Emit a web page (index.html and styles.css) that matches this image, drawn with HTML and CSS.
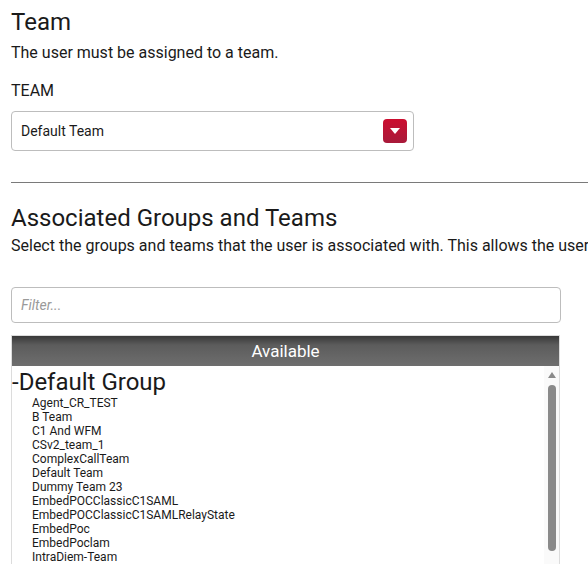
FILE: index.html
```html
<!DOCTYPE html>
<html>
<head>
<meta charset="utf-8">
<link rel="stylesheet" href="styles.css">
</head>
<body>
<div class="page">
  <h2 class="title">Team</h2>
  <p class="desc">The user must be assigned to a team.</p>
  <div class="label">TEAM</div>
  <div class="select">
    <span class="select-text">Default Team</span>
    <span class="select-btn"><svg width="10" height="6" viewBox="0 0 10 6"><path d="M0 0H10L5 6Z" fill="#fff"/></svg></span>
  </div>
  <hr class="divider">
  <h2 class="title2">Associated Groups and Teams</h2>
  <p class="desc2">Select the groups and teams that the user is associated with. This allows the user</p>
  <div class="filter"><span class="placeholder">Filter...</span></div>
  <div class="list">
    <div class="list-head">Available</div>
    <div class="list-body">
      <div class="list-items">
        <div class="group">-Default Group</div>
        <div class="item">Agent_CR_TEST</div>
        <div class="item">B Team</div>
        <div class="item">C1 And WFM</div>
        <div class="item">CSv2_team_1</div>
        <div class="item">ComplexCallTeam</div>
        <div class="item">Default Team</div>
        <div class="item">Dummy Team 23</div>
        <div class="item">EmbedPOCClassicC1SAML</div>
        <div class="item">EmbedPOCClassicC1SAMLRelayState</div>
        <div class="item">EmbedPoc</div>
        <div class="item">EmbedPoclam</div>
        <div class="item">IntraDiem-Team</div>
      </div>
      <div class="scroll">
        <div class="arrow"></div>
        <div class="thumb"></div>
      </div>
    </div>
  </div>
</div>
</body>
</html>
```
FILE: styles.css
```css
html, body {
  margin: 0;
  padding: 0;
  background: #fff;
  overflow: hidden;
  height: 564px;
}
body {
  font-family: Roboto, "Liberation Sans", sans-serif;
  color: #1a1a1a;
}
.page {
  padding: 8px 0 0 11px;
  width: 600px;
}
.title {
  margin: 0;
  font-size: 24px;
  line-height: 28px;
  font-weight: 400;
}
.desc {
  margin: 7px 0 0;
  font-size: 16px;
  line-height: 19px;
}
.label {
  margin-top: 19px;
  font-size: 16px;
  line-height: 19px;
}
.select {
  margin-top: 11px;
  height: 38px;
  border: 1px solid #bdbdbd;
  border-radius: 4px;
  display: flex;
  align-items: center;
  justify-content: space-between;
  padding: 0 6px 0 9px;
  box-sizing: content-box;
  width: 386px;
}
.select-text {
  font-size: 14px;
}
.select-btn {
  width: 24px;
  height: 24px;
  border-radius: 4px;
  background: linear-gradient(#cc0d2f, #a81a3a);
  display: flex;
  align-items: center;
  justify-content: center;
}
.divider {
  margin: 31px 0 0;
  border: 0;
  border-top: 1px solid #7a7a7a;
  height: 0;
  width: 590px;
}
.title2 {
  margin: 21px 0 0;
  font-size: 24px;
  line-height: 28px;
  font-weight: 400;
}
.desc2 {
  margin: 4px 0 0;
  font-size: 16px;
  line-height: 19px;
  white-space: nowrap;
}
.filter {
  margin-top: 32px;
  height: 34px;
  border: 1px solid #bdbdbd;
  border-radius: 4px;
  display: flex;
  align-items: center;
  padding-left: 9px;
  box-sizing: content-box;
  width: 539px;
}
.placeholder {
  font-size: 14px;
  font-style: italic;
  color: #9a9a9a;
}
.list {
  margin-top: 12px;
  width: 547px;
  border: 1px solid #dcdcdc;
  border-bottom: 0;
}
.list-head {
  height: 30px;
  line-height: 30px;
  text-align: center;
  color: #fff;
  font-size: 17px;
  background: linear-gradient(#383838, #5c5c5c 30%, #6e6e6e);
}
.list-body {
  display: flex;
  height: 200px;
}
.list-items {
  flex: 1;
  overflow: hidden;
}
.group {
  font-size: 24px;
  line-height: 28px;
  margin-top: 2px;
}
.item {
  font-size: 12px;
  line-height: 14px;
  padding-left: 20px;
}
.scroll {
  width: 15px;
  background: #fafafa;
  display: flex;
  flex-direction: column;
  align-items: center;
}
.arrow {
  margin-top: 6px;
  width: 0;
  height: 0;
  border-left: 4px solid transparent;
  border-right: 4px solid transparent;
  border-bottom: 6px solid #8a8a8a;
}
.thumb {
  margin-top: 7px;
  width: 8px;
  height: 166px;
  border-radius: 4px;
  background: #8a8a8a;
}
```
━━━━━━━━━━━━━━━━
#### What the task asks:
Reproduce every line of the material precisely, omitting its pictures.

#### Finished task:
Emit a web page (index.html and styles.css) that matches this image, drawn with HTML and CSS.
FILE: index.html
```html
<!DOCTYPE html>
<html>
<head>
<meta charset="utf-8">
<link rel="stylesheet" href="styles.css">
</head>
<body>
<div class="page">
  <h2 class="title">Team</h2>
  <p class="desc">The user must be assigned to a team.</p>
  <div class="label">TEAM</div>
  <div class="select">
    <span class="select-text">Default Team</span>
    <span class="select-btn"><svg width="10" height="6" viewBox="0 0 10 6"><path d="M0 0H10L5 6Z" fill="#fff"/></svg></span>
  </div>
  <hr class="divider">
  <h2 class="title2">Associated Groups and Teams</h2>
  <p class="desc2">Select the groups and teams that the user is associated with. This allows the user</p>
  <div class="filter"><span class="placeholder">Filter...</span></div>
  <div class="list">
    <div class="list-head">Available</div>
    <div class="list-body">
      <div class="list-items">
        <div class="group">-Default Group</div>
        <div class="item">Agent_CR_TEST</div>
        <div class="item">B Team</div>
        <div class="item">C1 And WFM</div>
        <div class="item">CSv2_team_1</div>
        <div class="item">ComplexCallTeam</div>
        <div class="item">Default Team</div>
        <div class="item">Dummy Team 23</div>
        <div class="item">EmbedPOCClassicC1SAML</div>
        <div class="item">EmbedPOCClassicC1SAMLRelayState</div>
        <div class="item">EmbedPoc</div>
        <div class="item">EmbedPoclam</div>
        <div class="item">IntraDiem-Team</div>
      </div>
      <div class="scroll">
        <div class="arrow"></div>
        <div class="thumb"></div>
      </div>
    </div>
  </div>
</div>
</body>
</html>
```
FILE: styles.css
```css
html, body {
  margin: 0;
  padding: 0;
  background: #fff;
  overflow: hidden;
  height: 564px;
}
body {
  font-family: Roboto, "Liberation Sans", sans-serif;
  color: #1a1a1a;
}
.page {
  padding: 8px 0 0 11px;
  width: 600px;
}
.title {
  margin: 0;
  font-size: 24px;
  line-height: 28px;
  font-weight: 400;
}
.desc {
  margin: 7px 0 0;
  font-size: 16px;
  line-height: 19px;
}
.label {
  margin-top: 19px;
  font-size: 16px;
  line-height: 19px;
}
.select {
  margin-top: 11px;
  height: 38px;
  border: 1px solid #bdbdbd;
  border-radius: 4px;
  display: flex;
  align-items: center;
  justify-content: space-between;
  padding: 0 6px 0 9px;
  box-sizing: content-box;
  width: 386px;
}
.select-text {
  font-size: 14px;
}
.select-btn {
  width: 24px;
  height: 24px;
  border-radius: 4px;
  background: linear-gradient(#cc0d2f, #a81a3a);
  display: flex;
  align-items: center;
  justify-content: center;
}
.divider {
  margin: 31px 0 0;
  border: 0;
  border-top: 1px solid #7a7a7a;
  height: 0;
  width: 590px;
}
.title2 {
  margin: 21px 0 0;
  font-size: 24px;
  line-height: 28px;
  font-weight: 400;
}
.desc2 {
  margin: 4px 0 0;
  font-size: 16px;
  line-height: 19px;
  white-space: nowrap;
}
.filter {
  margin-top: 32px;
  height: 34px;
  border: 1px solid #bdbdbd;
  border-radius: 4px;
  display: flex;
  align-items: center;
  padding-left: 9px;
  box-sizing: content-box;
  width: 539px;
}
.placeholder {
  font-size: 14px;
  font-style: italic;
  color: #9a9a9a;
}
.list {
  margin-top: 12px;
  width: 547px;
  border: 1px solid #dcdcdc;
  border-bottom: 0;
}
.list-head {
  height: 30px;
  line-height: 30px;
  text-align: center;
  color: #fff;
  font-size: 17px;
  background: linear-gradient(#383838, #5c5c5c 30%, #6e6e6e);
}
.list-body {
  display: flex;
  height: 200px;
}
.list-items {
  flex: 1;
  overflow: hidden;
}
.group {
  font-size: 24px;
  line-height: 28px;
  margin-top: 2px;
}
.item {
  font-size: 12px;
  line-height: 14px;
  padding-left: 20px;
}
.scroll {
  width: 15px;
  background: #fafafa;
  display: flex;
  flex-direction: column;
  align-items: center;
}
.arrow {
  margin-top: 6px;
  width: 0;
  height: 0;
  border-left: 4px solid transparent;
  border-right: 4px solid transparent;
  border-bottom: 6px solid #8a8a8a;
}
.thumb {
  margin-top: 7px;
  width: 8px;
  height: 166px;
  border-radius: 4px;
  background: #8a8a8a;
}
```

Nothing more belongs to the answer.